The key idea is that a tokio_core Core is a combination of a Reactor and a custom thread-local executor, and you can thus extract out the underlying pieces:

// in the new tokio_core release:

use tokio::reactor;
use futures::thread;

impl Core {
    fn from_tokio_reactor(reactor: reactor::Reactor) -> Self;
    fn tokio_reactor(&mut self) -> &mut reactor::Reactor;
}

impl Handle {
    fn tokio_handle(&self) -> &reactor::Handle;
}

This should allow at least some level of interoperation between libraries using the current tokio_core libraries and those that have migrated to tokio.

tokio-io

The tokio-io crate needs an overall API audit. Its APIs may eventually be reexported within the tokio crate, but it also has value as a standalone crate that provides general I/O utilities for futures. (It may move into futures instead).

tokio-service

The tokio-service crate is not, in fact, Tokio-specific; it provides a general way of talking about services and middleware in the futures world. Thus the likely path is for tokio-service to be split out from the Tokio project and instead provide foundational traits under a new moniker. Regardless, though, the crate will always remain available in some form.

tokio-proto

Finally, there's tokio-proto, which provides a very general framework for Tokio-based servers and clients.

Part of the original goal was for tokio-proto to be expressive enough that you could build a solid http2 implementation with it; this has not panned out so far, though it's possible that the crate could be improved to do so. On the other hand, it's not clear that it's useful to provide that level of expressiveness in a general-purpose framework.

It seems like there are three basic paths forward:

  • Improve tokio-proto such that is can support the full h2 implementation. It's not clear to what extent doing so would benefit other protocols, however.
  • Refocus tokio-proto on simpler use-cases and ergonomics, e.g. by removing streaming bodies entirely.
  • Deprecate it, in favor of direct, custom server implementations.

It's also not clear what the long-term story for Hyper is; it currently uses tokio-proto, but may end up using h2 instead.

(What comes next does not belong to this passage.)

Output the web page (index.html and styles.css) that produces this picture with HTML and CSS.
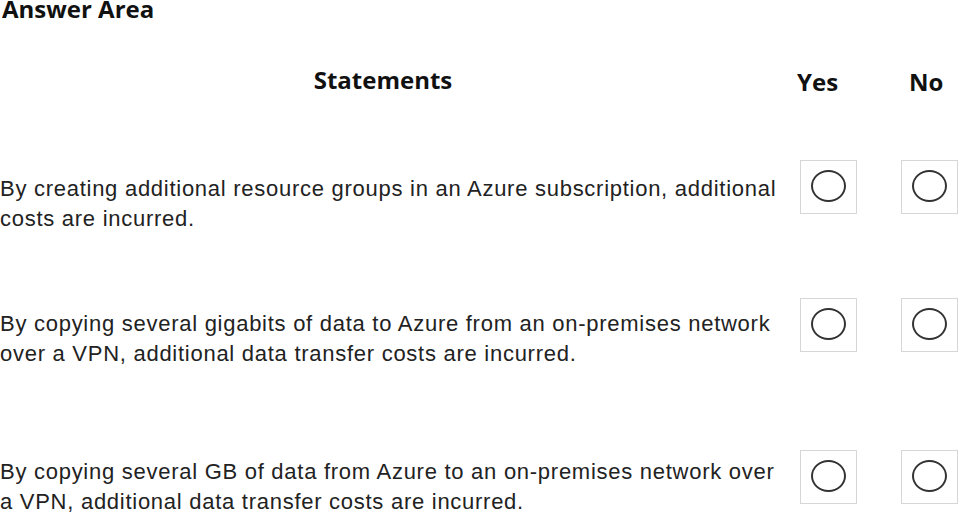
FILE: index.html
```html
<!DOCTYPE html>
<html lang="en">
<head>
    <meta charset="UTF-8">
    <meta name="viewport" content="width=device-width, initial-scale=1.0">
    <title>Answer Area</title>
    <link rel="stylesheet" href="styles.css">
</head>
<body>
    <h1 class="title">Answer Area</h1>

    <div class="head">
        <div class="head-statements">Statements</div>
        <div class="head-yes">Yes</div>
        <div class="head-no">No</div>
    </div>

    <div class="row row-1">
        <div class="statement">By creating additional resource groups in an Azure subscription, additional<br>costs are incurred.</div>
        <div class="choice"><span class="radio"></span></div>
        <div class="choice"><span class="radio"></span></div>
    </div>

    <div class="row row-2">
        <div class="statement">By copying several gigabits of data to Azure from an on-premises network<br>over a VPN, additional data transfer costs are incurred.</div>
        <div class="choice"><span class="radio"></span></div>
        <div class="choice"><span class="radio"></span></div>
    </div>

    <div class="row row-3">
        <div class="statement">By copying several GB of data from Azure to an on-premises network over<br>a VPN, additional data transfer costs are incurred.</div>
        <div class="choice"><span class="radio"></span></div>
        <div class="choice"><span class="radio"></span></div>
    </div>
</body>
</html>
```

FILE: styles.css
```css
body {
    margin: 0;
    padding: 0;
    background: #fff;
    font-family: "Liberation Sans", Arial, sans-serif;
    color: #222;
}
.title {
    margin: 0;
    padding-left: 2px;
    font-family: "Open Sans", sans-serif;
    font-weight: 700;
    font-size: 24px;
    line-height: 18px;
    color: #111;
}
.head {
    display: grid;
    grid-template-columns: 756px 57px 57px;
    column-gap: 44px;
    margin-top: 49px;
    font-family: "Open Sans", sans-serif;
    font-weight: 700;
    font-size: 24px;
    line-height: 26px;
    color: #111;
    white-space: nowrap;
}
.head-statements {
    text-align: center;
    padding-left: 10px;
}
.head-yes {
    margin-left: -3px;
    padding-top: 2px;
}
.head-no {
    margin-left: 8px;
    padding-top: 2px;
}
.row {
    display: grid;
    grid-template-columns: 756px 57px 57px;
    column-gap: 44px;
    align-items: start;
}
.row-1 {
    margin-top: 65px;
}
.row-1 .statement {
    padding-top: 14px;
}
.row-2 {
    margin-top: 64px;
}
.row-2 .statement {
    padding-top: 11px;
}
.row-3 {
    margin-top: 81px;
}
.row-3 .statement {
    padding-top: 7px;
}
.statement {
    font-size: 22px;
    line-height: 30px;
    letter-spacing: 0.73px;
    white-space: nowrap;
}
.choice {
    box-sizing: border-box;
    height: 54px;
    border: 1px solid #d6d6d6;
    display: flex;
    align-items: center;
    justify-content: center;
}
.radio {
    box-sizing: border-box;
    width: 35px;
    height: 32px;
    border: 2px solid #333;
    border-radius: 50%;
    margin-top: -3px;
}
```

So, in general: the future direction for tokio-proto is unclear. We need to be driven by strong, concrete use-cases. If you have one of these, we'd love to hear about it!

Drawbacks

The clear drawback here is ecosystem churn. While the proposal provides interoperation with the existing Tokio ecosystem, there's still a push toward major version bumps across the ecosystem to adapt to the new idioms. The interop means, however, that it's far less problematic for an app to "mix" the two worlds, which means that major version bumps don't need to be as coordinated as they might otherwise be.

Rationale and Alternatives

The rationale has been discussed pretty extensively throughout. However, a few aspects of the design have quite plausible alternatives:

  • The approach to Handles means that libraries need to provide two API surfaces: one using the default global reactor, and one allowing for customization. In practice, it seems likely that many libraries will skip out on the second API. Clients that require it will then need to file issues, and adding support for handle specification after the fact can involve some tricky refactoring -- especially because there's no simple way to ensure that you aren't calling some other API that's using the default reactor, and should now be passing a customized one.
    • An alternative would be to use thread-local storage to set the "current reactor" in a scoped way. By default, this would be the global reactor, but you could override it in cases where you need to customize the reactor that's used.
    • Unfortunately, though, this alternative API is subject to some very subtle bugs when working with futures, because you need to ensure that this thread-local value is set at the right time, which means you need to know whether the handle is used when constructing the future, or when executing it. It was unclear how to design an API that would make it easy to get this right.

Unresolved questions

  • What should happen with tokio-io?
  • What are the right use-cases to focus on for tokio-proto?